As I told you we are very close to achieving the target. Had the floods not disrupted our work, Nepal would have been in a position to achieve the goal. Our sanitation coverage now is 93.7 percent. As Nepal is in the process of holding the elections, I cannot claim that Nepal will achieve 100 percent target soon, but we can achieve 98 percent. I think we are still close to our target.
There is low progress in Terai compared to other areas. Is it related to money?
All the eight districts of terai are high earners of remittance and there is enough money. Money has nothing to do with the low number of toilets. People are not building toilets because of their attitudes. Although poor people live in some places, it is the rich who don’t want to build the toilets. In many areas, people are unable to build the toilet because landowners do not allow tillers to do so. We are addressing it by building community toilets and public toilets.
How do you see the state of public toilets?
This is a real problem. This is not only in Terai but also a problem of urban areas like Kathmandu. There is the need to have public toilets and community toilets to achieve the universal sanitation coverage.
At a time when we are working to make 100 per cent sanitation coverage, how do you see the progress in hand-washing?
Hand washing is one of the important components of sanitation. Hand washing with soap alone can reduce 44 percent Diarrhea incidence. Sanitation (safe toilets) reduces 32 percent and PoU treatment of drinking water reduces 39 percent. Source water treatment reduces 11 percent. Hand washing with soap, combined with treated water and sanitation can stop the diarrhea nearly 100 percent. It controls the diathermia disease.
What are other contributions?
As I mentioned proper hand washing with soap can reduce diarrheal death of children under 5 by nearly 50 percent. According to a study, it saves globally 525000 deaths a year.
Hand washing can reduce nearly 50 percent ARI (acute respiratory infections) in children. It considerably reduces the intestinal worm infections. It considerably reduces the Skin and Eye infections. Hand washing is vaccination against many diseases.
What is the current situation in Nepal?
No authentic data base is available, but the situation is not very encouraging. Nepalese are habitual to wash hands with plain water. Hand washing with soap is increasing as a trend. Percentage of hand washing with proper hand washing facilities is quite low or merely 20 percent. However, eighty percent of schools are reported to have hand washing facilities. But, many schools have severe water shortage. It is a fact that hand washing facilities in public places are rare.

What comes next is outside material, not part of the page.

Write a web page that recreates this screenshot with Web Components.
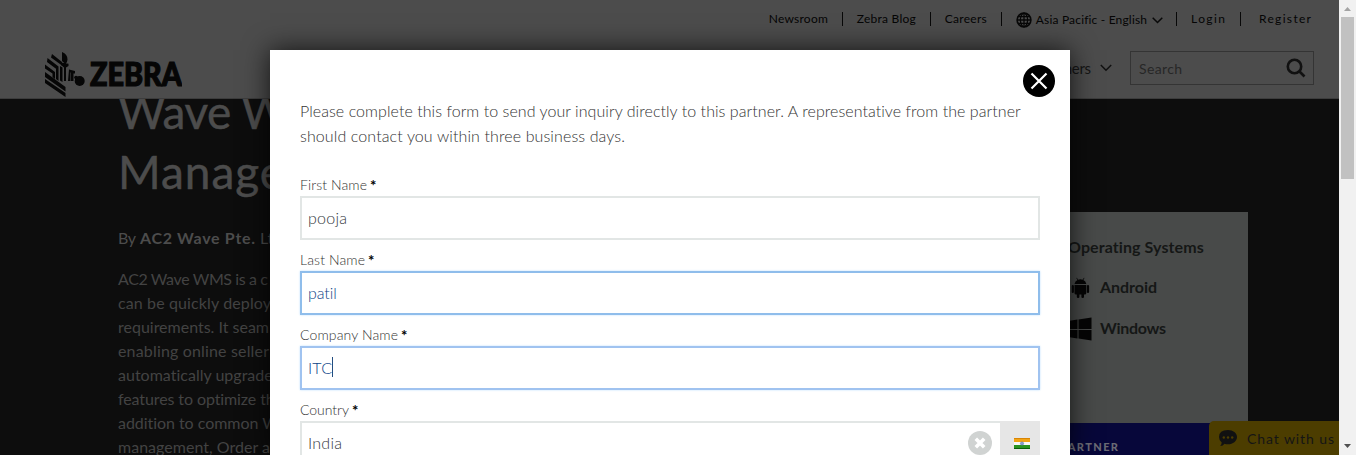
<!DOCTYPE html>
<html lang="en"><head><meta charset="utf-8"><title>Partner inquiry</title>
<style>html,body{margin:0;height:100%;overflow:hidden;background:#0d0d0d}</style></head>
<body><partner-page></partner-page>
<script>
const define=(name,html,after)=>{
  const t=document.createElement('template');t.innerHTML=html;
  customElements.define(name,class extends HTMLElement{
    connectedCallback(){
      if(this.shadowRoot)return;
      this.attachShadow({mode:'open'}).append(t.content.cloneNode(true));
      if(after)after(this,this.shadowRoot);
    }
  });
};

// Text tracked out to a given measure
define('fit-text','<style>:host{display:inline-block;white-space:pre}</style><slot></slot>',el=>{
  const n=el.textContent.length,w=+el.getAttribute('w');
  if(!w)return;
  const nat=el.getBoundingClientRect().width;
  const ls=(w-nat)/Math.max(1,n-1);
  el.style.letterSpacing=ls+'px';
  el.style.marginRight=-ls+'px';
});

define('zebra-logo',`<style>:host{display:block;width:138px;height:48px}svg{display:block}</style>
<svg width="138" height="48" viewBox="44 50 138 48"><g fill="#060606">
<path d="M45 79 65.500 93V97L45 83zM45 72 65.500 87V91.500L45 77zM45 64.500 55 72V79L52.500 77V73.500L45 68.500zM47.500 58 58.500 66.500V81L56 79V68.800L47 62zM52 54 62 62V65.500L51 57.500zM60 66 62.500 67.500V82L60 80.500z"/>
<path d="M62 52q5.500 2 5.500 7.500 0 2.500-2 4.500L62 61zM61 62.500l7.500 1.200v2.300l-2.500 1.500v13.500h-2V67.500L61 65zM69 69.500l6 1.500v2.500h-1.500V81H71v-8.500h-.5V81H68z"/><circle cx="79.700" cy="81" r="5"/><circle cx="76" cy="77.500" r="1.800"/></g>
<text x="90" y="85.500" font-family="Lato" font-weight="900" font-size="32" textLength="92" lengthAdjust="spacingAndGlyphs" fill="#060606" stroke="#060606" stroke-width="1.200">ZEBRA</text></svg>`);

define('nav-rule','<style>:host{display:block;width:1px;height:14px;background:#080808;flex:none}</style>');

define('site-header',`<style>
:host{display:flex;justify-content:space-between;box-sizing:border-box;height:99px;background:#4c4c4c;border-bottom:1px solid #3c3c3c;padding:0 25px 0 44px;color:#050505}
zebra-logo{margin-top:50px}
.right{display:flex;flex-direction:column;align-items:flex-end}
.top{display:flex;align-items:center;height:14px;margin:12px 3px 0 0;font-size:12px;line-height:14px}
.top nav-rule{margin:0 14px}
.region{display:flex;align-items:center;position:relative;top:1px}
.main{display:flex;align-items:center;height:34px;margin-top:25px;font-size:15px;color:#151515}
.search{display:flex;align-items:center;justify-content:space-between;box-sizing:border-box;width:184px;height:34px;border:1px solid #343434;padding:0 7px 0 8px;margin-left:18px;color:#272727;font-size:14px}
svg{display:block}
</style>
<zebra-logo></zebra-logo>
<div class="right"><div class="top">
<fit-text w="59">Newsroom</fit-text><nav-rule></nav-rule><fit-text w="59">Zebra Blog</fit-text><nav-rule></nav-rule><fit-text w="42">Careers</fit-text><nav-rule></nav-rule>
<span class="region"><svg width="16" height="16" viewBox="0 0 16 16"><g fill="none" stroke="#080808" stroke-width="1.300"><circle cx="8" cy="8" r="6.900" stroke-width="1.600"/><ellipse cx="8" cy="8" rx="3.600" ry="6.800"/><path d="M8 1v14M1 8h14M2.300 4.600h11.400M2.300 11.400h11.400"/></g></svg><fit-text w="111" style="margin-left:4px">Asia Pacific - English</fit-text><svg width="11" height="7" viewBox="0 0 11 7" style="margin-left:5px"><path d="M.7.7 5.500 5.500 10.300.7" fill="none" stroke="#080808" stroke-width="1.500"/></svg></span>
<nav-rule style="margin-left:13px"></nav-rule><fit-text w="34">Login</fit-text><nav-rule style="margin:0 18px 0 15px"></nav-rule><fit-text w="52">Register</fit-text></div>
<div class="main"><fit-text w="53">Partners</fit-text><svg width="12" height="8" viewBox="0 0 12 8" style="margin-left:9px"><path d="M.8 1 6 6.200 11.200 1" fill="none" stroke="#111" stroke-width="1.500"/></svg>
<div class="search"><fit-text w="43">Search</fit-text><svg width="20" height="20" viewBox="0 0 20 20"><g fill="none" stroke="#111" stroke-width="2.600"><circle cx="8.500" cy="8.500" r="6.700"/><path d="m13.500 13.500 5 5"/></g></svg></div></div></div>`);

define('product-copy',`<style>
:host{display:block;width:300px;padding-left:118px;color:#4c4c4c;font-size:16px;line-height:24px;margin-top:-17px}
h1{font-size:46px;line-height:60px;font-weight:400;margin:0;display:flex;flex-direction:column;align-items:flex-start;-webkit-text-stroke:.5px #4c4c4c}
.by{margin:24px 0 17px;white-space:nowrap}.by b{margin:0 5px 0 4px}
.copy{display:flex;flex-direction:column;align-items:flex-start;color:#434343}
</style>
<h1><fit-text w="171">Wave W</fit-text><fit-text w="166">Manage</fit-text></h1>
<div class="by"><fit-text w="18">By</fit-text><b><fit-text w="115">AC2 Wave Pte.</fit-text></b><fit-text>Ltd</fit-text></div>
<div class="copy"><fit-text w="150">AC2 Wave WMS is a c</fit-text><fit-text w="153">can be quickly deploy</fit-text><fit-text w="151">requirements. It seam</fit-text><fit-text w="151">enabling online seller</fit-text><fit-text w="155">automatically upgrade</fit-text><fit-text w="157">features to optimize th</fit-text><fit-text w="161">addition to common W</fit-text><fit-text w="152">management, Order a</fit-text></div>`);

define('os-item','<style>:host{display:flex;align-items:center;height:41px;font-weight:700}::slotted(svg){display:block;width:24px;height:24px;margin-right:8px;position:relative;top:1px}</style><slot name="icon"></slot><slot></slot>');

define('os-panel',`<style>
:host{display:flex;flex-direction:column;width:190px;height:243px;margin-top:113px;color:#151716;font-size:16px}
.body{flex:0 0 211px;box-sizing:border-box;background:#484a49;padding:23px 0 0 10px}
.title{font-weight:700;line-height:24px;margin-bottom:7px}
.foot{flex:1;background:#07073a;color:#6a6a74;font-weight:900;font-size:11px;line-height:48px;padding-left:2px}
</style>
<div class="body"><div class="title"><fit-text w="136">Operating Systems</fit-text></div>
<os-item><svg slot="icon" viewBox="0 0 24 24"><path fill="#050505" d="M6.500 8q.5-3 3-4L8.300 2l.5-.3L10.200 3.700q2.300-.7 4.300 0L16 1.700l.5.3L15.300 4q2.500 1 3 4zM6.500 9h11.800v8q0 1.500-1.500 1.500h-.8V21q0 1-1.300 1t-1.300-1v-2.500h-2V21q0 1-1.300 1T8.800 21v-2.500H8Q6.500 18.500 6.500 17z"/><path stroke="#050505" stroke-width="2.200" stroke-linecap="round" d="M4.800 10v6M20 10v6"/></svg><fit-text w="57">Android</fit-text></os-item>
<os-item><svg slot="icon" viewBox="0 0 24 24"><path fill="#050505" d="M0 4 9.500 2.600V12H0zM10.500 2.400 23.500.600V12h-13zM0 13h9.500v8.500L0 20zM10.500 13h13v10.400l-13-1.800z"/></svg><fit-text w="66">Windows</fit-text></os-item></div>
<div class="foot"><fit-text w="58">PARTNER</fit-text></div>`);

define('chat-tab',`<style>
:host{display:flex;align-items:center;box-sizing:border-box;width:130px;height:34px;border-radius:5px 0 0 0;background:#4c3d00;padding-left:10px;color:#151515;font-size:14px}
svg{display:block;margin-right:10px}</style>
<svg width="18" height="18" viewBox="0 0 18 18"><path fill="#111" d="M9 1c5 0 9 3 9 7s-4 7.300-9 7.300q-2 0-3.500-.5Q4 17 1.200 17q1.500-1.800 1.500-3.500Q0 11.500 0 8q0-7 9-7z"/><g fill="#4c3d00"><circle cx="4.800" cy="8.500" r="1.200"/><circle cx="9" cy="8.500" r="1.200"/><circle cx="13.200" cy="8.500" r="1.200"/></g></svg><fit-text w="87">Chat with us</fit-text>`);

define('form-field',`<style>
:host{display:block;--line:#e2e6e5;--ink:#33373d;color:#333}
:host([filled]){--line:#8fbdeb;--ink:#0d4387}
:host([focused]){--line:#a0c3f0;--ink:#0d4387}
.label{display:flex;height:22px;line-height:22px;font-size:14px}
.star{color:#000;margin-left:3px;font-weight:700;font-size:15px}
.box{display:flex;justify-content:space-between;box-sizing:border-box;height:44px;border:2px solid var(--line);color:var(--ink);font-size:16px;background:#fff}
:host([filled]) .box,:host([focused]) .box{box-shadow:0 0 2px #bde0ff}
.value{display:flex;align-items:center;height:38px;padding-left:6px}
:host([focused]) .value::after{content:"";width:1px;height:20px;background:#234d80}
</style><div class="label"><slot name="label"></slot><span class="star">*</span></div><div class="box"><span class="value"><slot></slot></span><slot name="end"></slot></div>`);

define('country-end',`<style>:host{display:flex;align-items:center}
.flag{display:flex;align-items:center;justify-content:center;width:40px;height:44px;margin-right:-2px;background:#e6e6e6}
svg{display:block}.clear{margin-right:8px}</style>
<svg class="clear" width="24" height="24" viewBox="0 0 24 24"><circle cx="12" cy="12" r="12" fill="#d0d3d2"/><path d="m7.800 7.800 8.400 8.400m0-8.400-8.400 8.400" stroke="#fff" stroke-width="3.600"/></svg>
<span class="flag"><svg width="16" height="11" viewBox="0 0 16 11" style="margin-left:4px"><path fill="#f2a415" d="M0 0h16v4H0z"/><path fill="#d98505" d="M0 0h16v1H0z"/><path fill="#f8f8f8" d="M0 4h16v3H0z"/><path fill="#2a9420" d="M0 7h16v4H0z"/><path fill="#0b5f0b" d="M0 10h16v1H0z"/><circle cx="8" cy="5.500" r="1.600" fill="#8aa0cd" stroke="#5c76b0" stroke-width=".6"/></svg></span>`);

define('inquiry-dialog',`<style>
:host{display:block;box-sizing:border-box;width:800px;height:405px;background:#fff;padding:48px 30px 0;box-shadow:0 0 25px rgba(0,0,0,.75);font-weight:300}
.intro{color:#333;font-size:16px;line-height:25px;height:50px;margin-bottom:26px}
.intro fit-text{display:table}
form{display:flex;flex-direction:column;gap:9px;height:281px;overflow:hidden;margin:0 -3px;padding:0 3px}
form-field{flex:none}
.close{position:absolute;right:15px;top:15px;width:32px;height:32px}
</style>
<svg class="close" viewBox="0 0 32 32"><circle cx="16" cy="16" r="16"/><path d="m8.500 8.500 15 15m0-15-15 15" stroke="#fff" stroke-width="2.200"/></svg>
<div class="intro"><fit-text w="721">Please complete this form to send your inquiry directly to this partner. A representative from the partner</fit-text><fit-text w="325">should contact you within three business days.</fit-text></div>
<form><form-field><fit-text slot="label" w="67">First Name</fit-text><fit-text w="39">pooja</fit-text></form-field>
<form-field filled><fit-text slot="label" w="65">Last Name</fit-text><fit-text w="29">patil</fit-text></form-field>
<form-field focused><fit-text slot="label" w="98">Company Name</fit-text><fit-text w="24">ITC</fit-text></form-field>
<form-field><fit-text slot="label" w="49">Country</fit-text><fit-text w="34">India</fit-text><country-end slot="end"></country-end></form-field></form>`);

define('scroll-bar',`<style>:host{display:flex;flex-direction:column;align-items:center;width:17px;height:455px;background:#f1f1f1}
svg{display:block;flex:none}.thumb{width:13px;height:162px;background:#c1c1c1}.gap{flex:1}</style>
<svg width="17" height="17"><path d="M5 11h7L8.500 7z" fill="#a3a3a3"/></svg><div class="thumb"></div><div class="gap"></div><svg width="17" height="17"><path d="M5 6h7l-3.500 4z" fill="#505050"/></svg>`);

define('partner-page',`<style>
:host{display:flex;position:relative;width:1356px;height:455px;overflow:hidden;font-family:Lato,"Liberation Sans",sans-serif}
.page{display:flex;flex-direction:column;width:1339px;height:455px;overflow:hidden;background:#0d0d0d}
.hero{display:flex;justify-content:space-between;height:356px;overflow:hidden;padding-right:91px}
inquiry-dialog{position:absolute;left:270px;top:50px}
chat-tab{position:absolute;left:1209px;top:421px}
</style>
<div class="page"><site-header></site-header><div class="hero"><product-copy></product-copy><os-panel></os-panel></div></div><scroll-bar></scroll-bar><chat-tab></chat-tab><inquiry-dialog></inquiry-dialog>`);
</script></body></html>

What are the initiatives taken so far?
Some initiatives have already been taken, like various programs have already been organized to make hand washing a habit. Focused programs to wash hands in critical times like Aghi tin, Pachhi tin (Three initially and later three) has already been introduced. Hand washing with soap is one of the major activities in Total Sanitation Campaign. Many Governments and Non Government institutions are working in hand washing campaigns.
How do you see the achievements?
So far as our achievement is concerned, there are 42 ODF Declared Districts, District with 100% coverage- 7, District with over 90 percent coverage 11, district with 80-90 percent coverage- 10 and District with over 80 percent coverage 5.
How do you see the state of sanitation in terms of new local levels?
Gaupalika 330 out of 460, 330 Gaupalika and out of 293 Municipality 164 have already been declared ODF. Toilet coverage has increased in all the provinces. Out of 7 provinces, No 4 and 6 provinces have 100 percent coverage. Out of 77 districts, 41 districts are declared ODF. Since 1990 till now, Nepal has made 94 percent success. In terms of provinces, No. 1 province has 97.5 percent, No. 2 province 78.5, No. 3 provinces 93, No. 4 province 100, No. 5 province 97.75, No. 6 province 100 and No. 7 province 99.85.
Which districts are most challenging?
Eight districts of No. 2 province are most challenging. The toilet coverage in the district includes: Parsa 80 percent, Rautahat 84.1 percent, Bara 65 percent, Sarlahi 70 percent, Saptari 87 percent, Siraha 87 percent, Dhanusha 77 percent and Mahottarai 75 percent.